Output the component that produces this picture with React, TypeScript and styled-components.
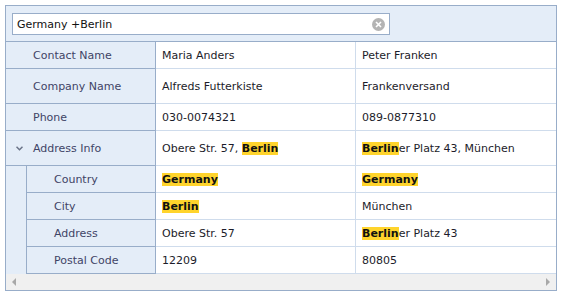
import React from 'react';
import styled, { createGlobalStyle } from 'styled-components';

const GlobalStyle = createGlobalStyle`
    body {
        margin: 0;
        background: #fff;
        font-family: "DejaVu Sans", Verdana, sans-serif;
        font-size: 11px;
    }
`;

const Grid = styled.div`
    margin: 5px;
    width: 552px;
    box-sizing: border-box;
    border: 1px solid #98adc9;
    background: #fff;
`;

const Toolbar = styled.div`
    height: 36px;
    box-sizing: border-box;
    padding: 7px 6px 0;
    background: #e4edf8;
    border-bottom: 1px solid #98adc9;
`;

const SearchBox = styled.div`
    width: 378px;
    height: 22px;
    box-sizing: border-box;
    border: 1px solid #98adc9;
    background: #fff;
    display: flex;
    align-items: center;
    padding: 0 4px 0 4px;
    color: #111;
`;

const SearchText = styled.span`
    flex: 1;
`;

const ClearButton = styled.span`
    width: 13px;
    height: 13px;
    border-radius: 50%;
    background: #b4b4b4;
    display: flex;
    align-items: center;
    justify-content: center;
`;

const Row = styled.div<{ $h: number }>`
    display: flex;
    height: ${(p) => p.$h}px;
`;

const Indent = styled.div`
    width: 20px;
    background: #e4edf8;
    border-right: 1px solid #98adc9;
`;

const HeaderCell = styled.div<{ $w: number; $pad: number }>`
    width: ${(p) => p.$w}px;
    box-sizing: border-box;
    background: #e4edf8;
    border-right: 1px solid #98adc9;
    border-bottom: 1px solid #98adc9;
    padding-left: ${(p) => p.$pad}px;
    display: flex;
    align-items: center;
    color: #3f4466;
`;

const Chevron = styled.span`
    width: 17px;
    display: flex;
    align-items: center;
`;

const ValueCell = styled.div<{ $last?: boolean }>`
    width: 200px;
    box-sizing: border-box;
    border-bottom: 1px solid #cfdcec;
    border-right: ${(p) => (p.$last ? 'none' : '1px solid #cfdcec')};
    padding-left: 6px;
    display: flex;
    align-items: center;
    color: #1c1c2a;
    white-space: nowrap;
`;

const Mark = styled.b`
    background: #ffd42c;
    color: #111;
`;

const ScrollBar = styled.div`
    height: 16px;
    background: #f0f0f0;
    display: flex;
    align-items: center;
    justify-content: space-between;
    padding: 0 6px 0 6px;
`;

const Arrow = styled.span<{ $dir: 'left' | 'right' }>`
    width: 0;
    height: 0;
    border-top: 4px solid transparent;
    border-bottom: 4px solid transparent;
    ${(p) => (p.$dir === 'left' ? 'border-right: 4px solid #a8a8a8;' : 'border-left: 4px solid #a8a8a8;')}
`;

type Cell = React.ReactNode;

interface RowData {
    label: string;
    h: number;
    nested?: boolean;
    expander?: boolean;
    values: [Cell, Cell];
}

const rows: RowData[] = [
    { label: 'Contact Name', h: 27, values: ['Maria Anders', 'Peter Franken'] },
    { label: 'Company Name', h: 35, values: ['Alfreds Futterkiste', 'Frankenversand'] },
    { label: 'Phone', h: 27, values: ['030-0074321', '089-0877310'] },
    {
        label: 'Address Info',
        h: 35,
        expander: true,
        values: [
            <>Obere Str. 57, <Mark>Berlin</Mark></>,
            <><Mark>Berlin</Mark>er Platz 43, München</>,
        ],
    },
    { label: 'Country', h: 27, nested: true, values: [<Mark>Germany</Mark>, <Mark>Germany</Mark>] },
    { label: 'City', h: 27, nested: true, values: [<Mark>Berlin</Mark>, 'München'] },
    { label: 'Address', h: 27, nested: true, values: ['Obere Str. 57', <><Mark>Berlin</Mark>er Platz 43</>] },
    { label: 'Postal Code', h: 27, nested: true, values: ['12209', '80805'] },
];

const App: React.FC = () => {
    return (
        <>
            <GlobalStyle />
            <Grid>
                <Toolbar>
                    <SearchBox>
                        <SearchText>Germany +Berlin</SearchText>
                        <ClearButton>
                            <svg width="7" height="7" viewBox="0 0 7 7">
                                <path d="M1 1L6 6M6 1L1 6" stroke="#fff" strokeWidth="1.6" />
                            </svg>
                        </ClearButton>
                    </SearchBox>
                </Toolbar>
                {rows.map((r) => (
                    <Row key={r.label} $h={r.h}>
                        {r.nested && <Indent />}
                        <HeaderCell $w={r.nested ? 129 : 150} $pad={r.nested ? 27 : r.expander ? 10 : 27}>
                            {r.expander && (
                                <Chevron>
                                    <svg width="7" height="5" viewBox="0 0 7 5">
                                        <path d="M0.5 0.8L3.5 3.8L6.5 0.8" stroke="#6a7388" strokeWidth="1.5" fill="none" />
                                    </svg>
                                </Chevron>
                            )}
                            {r.label}
                        </HeaderCell>
                        <ValueCell><span>{r.values[0]}</span></ValueCell>
                        <ValueCell $last><span>{r.values[1]}</span></ValueCell>
                    </Row>
                ))}
                <ScrollBar>
                    <Arrow $dir="left" />
                    <Arrow $dir="right" />
                </ScrollBar>
            </Grid>
        </>
    );
};

export default App;
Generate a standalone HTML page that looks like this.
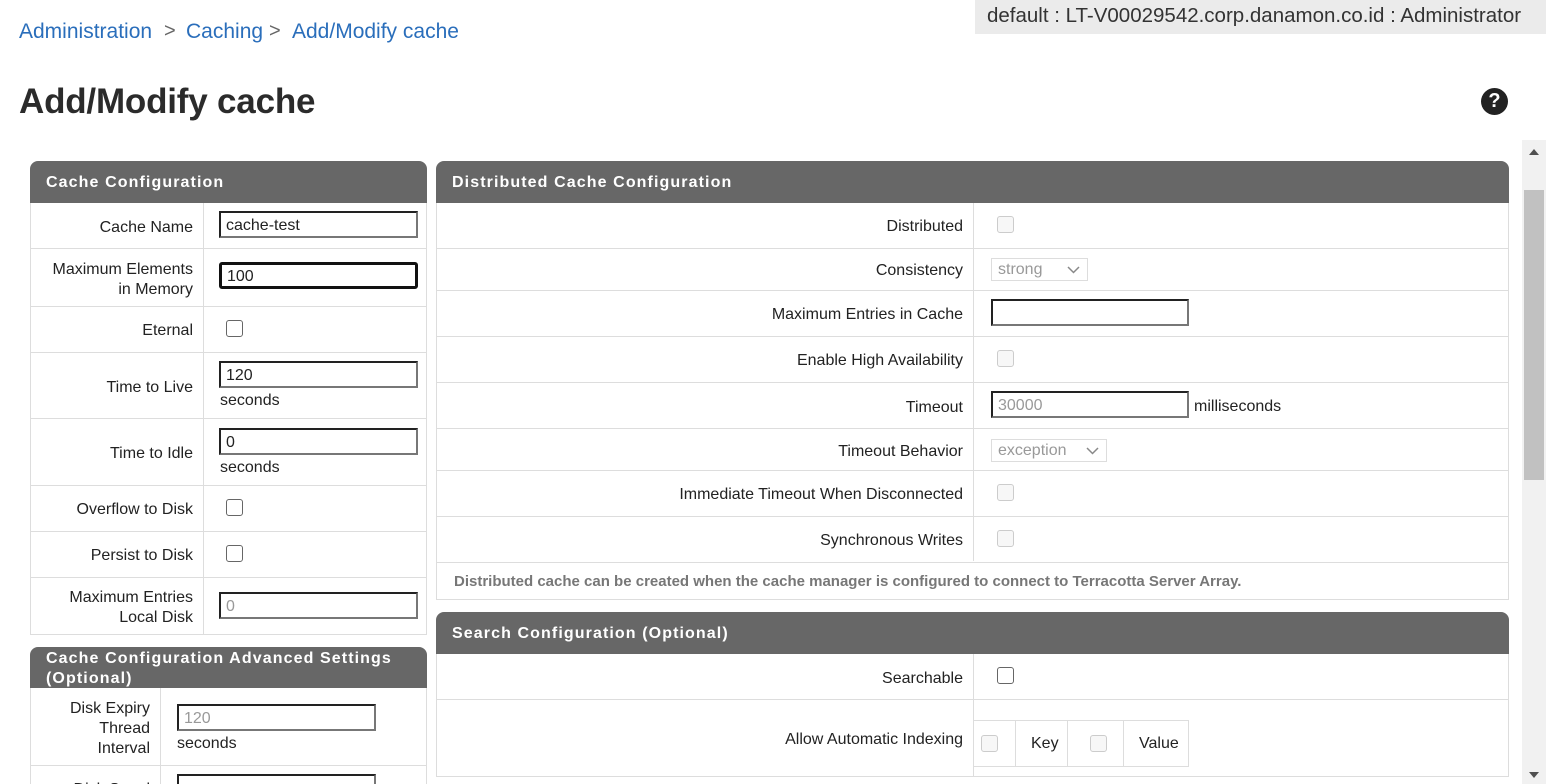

> _Problem description_
Print out the lines exactly, skipping any picture.

> _Answer to the task_
Output the component that produces this picture with React, TypeScript and styled-components.
import React from 'react';
import styled, { createGlobalStyle } from 'styled-components';

const GlobalStyle = createGlobalStyle`
    body {
        margin: 0;
        background: #fff;
        font-family: "DejaVu Sans", Verdana, sans-serif;
        font-size: 11px;
    }
`;

const Grid = styled.div`
    margin: 5px;
    width: 552px;
    box-sizing: border-box;
    border: 1px solid #98adc9;
    background: #fff;
`;

const Toolbar = styled.div`
    height: 36px;
    box-sizing: border-box;
    padding: 7px 6px 0;
    background: #e4edf8;
    border-bottom: 1px solid #98adc9;
`;

const SearchBox = styled.div`
    width: 378px;
    height: 22px;
    box-sizing: border-box;
    border: 1px solid #98adc9;
    background: #fff;
    display: flex;
    align-items: center;
    padding: 0 4px 0 4px;
    color: #111;
`;

const SearchText = styled.span`
    flex: 1;
`;

const ClearButton = styled.span`
    width: 13px;
    height: 13px;
    border-radius: 50%;
    background: #b4b4b4;
    display: flex;
    align-items: center;
    justify-content: center;
`;

const Row = styled.div<{ $h: number }>`
    display: flex;
    height: ${(p) => p.$h}px;
`;

const Indent = styled.div`
    width: 20px;
    background: #e4edf8;
    border-right: 1px solid #98adc9;
`;

const HeaderCell = styled.div<{ $w: number; $pad: number }>`
    width: ${(p) => p.$w}px;
    box-sizing: border-box;
    background: #e4edf8;
    border-right: 1px solid #98adc9;
    border-bottom: 1px solid #98adc9;
    padding-left: ${(p) => p.$pad}px;
    display: flex;
    align-items: center;
    color: #3f4466;
`;

const Chevron = styled.span`
    width: 17px;
    display: flex;
    align-items: center;
`;

const ValueCell = styled.div<{ $last?: boolean }>`
    width: 200px;
    box-sizing: border-box;
    border-bottom: 1px solid #cfdcec;
    border-right: ${(p) => (p.$last ? 'none' : '1px solid #cfdcec')};
    padding-left: 6px;
    display: flex;
    align-items: center;
    color: #1c1c2a;
    white-space: nowrap;
`;

const Mark = styled.b`
    background: #ffd42c;
    color: #111;
`;

const ScrollBar = styled.div`
    height: 16px;
    background: #f0f0f0;
    display: flex;
    align-items: center;
    justify-content: space-between;
    padding: 0 6px 0 6px;
`;

const Arrow = styled.span<{ $dir: 'left' | 'right' }>`
    width: 0;
    height: 0;
    border-top: 4px solid transparent;
    border-bottom: 4px solid transparent;
    ${(p) => (p.$dir === 'left' ? 'border-right: 4px solid #a8a8a8;' : 'border-left: 4px solid #a8a8a8;')}
`;

type Cell = React.ReactNode;

interface RowData {
    label: string;
    h: number;
    nested?: boolean;
    expander?: boolean;
    values: [Cell, Cell];
}

const rows: RowData[] = [
    { label: 'Contact Name', h: 27, values: ['Maria Anders', 'Peter Franken'] },
    { label: 'Company Name', h: 35, values: ['Alfreds Futterkiste', 'Frankenversand'] },
    { label: 'Phone', h: 27, values: ['030-0074321', '089-0877310'] },
    {
        label: 'Address Info',
        h: 35,
        expander: true,
        values: [
            <>Obere Str. 57, <Mark>Berlin</Mark></>,
            <><Mark>Berlin</Mark>er Platz 43, München</>,
        ],
    },
    { label: 'Country', h: 27, nested: true, values: [<Mark>Germany</Mark>, <Mark>Germany</Mark>] },
    { label: 'City', h: 27, nested: true, values: [<Mark>Berlin</Mark>, 'München'] },
    { label: 'Address', h: 27, nested: true, values: ['Obere Str. 57', <><Mark>Berlin</Mark>er Platz 43</>] },
    { label: 'Postal Code', h: 27, nested: true, values: ['12209', '80805'] },
];

const App: React.FC = () => {
    return (
        <>
            <GlobalStyle />
            <Grid>
                <Toolbar>
                    <SearchBox>
                        <SearchText>Germany +Berlin</SearchText>
                        <ClearButton>
                            <svg width="7" height="7" viewBox="0 0 7 7">
                                <path d="M1 1L6 6M6 1L1 6" stroke="#fff" strokeWidth="1.6" />
                            </svg>
                        </ClearButton>
                    </SearchBox>
                </Toolbar>
                {rows.map((r) => (
                    <Row key={r.label} $h={r.h}>
                        {r.nested && <Indent />}
                        <HeaderCell $w={r.nested ? 129 : 150} $pad={r.nested ? 27 : r.expander ? 10 : 27}>
                            {r.expander && (
                                <Chevron>
                                    <svg width="7" height="5" viewBox="0 0 7 5">
                                        <path d="M0.5 0.8L3.5 3.8L6.5 0.8" stroke="#6a7388" strokeWidth="1.5" fill="none" />
                                    </svg>
                                </Chevron>
                            )}
                            {r.label}
                        </HeaderCell>
                        <ValueCell><span>{r.values[0]}</span></ValueCell>
                        <ValueCell $last><span>{r.values[1]}</span></ValueCell>
                    </Row>
                ))}
                <ScrollBar>
                    <Arrow $dir="left" />
                    <Arrow $dir="right" />
                </ScrollBar>
            </Grid>
        </>
    );
};

export default App;
Generate a standalone HTML page that looks like this.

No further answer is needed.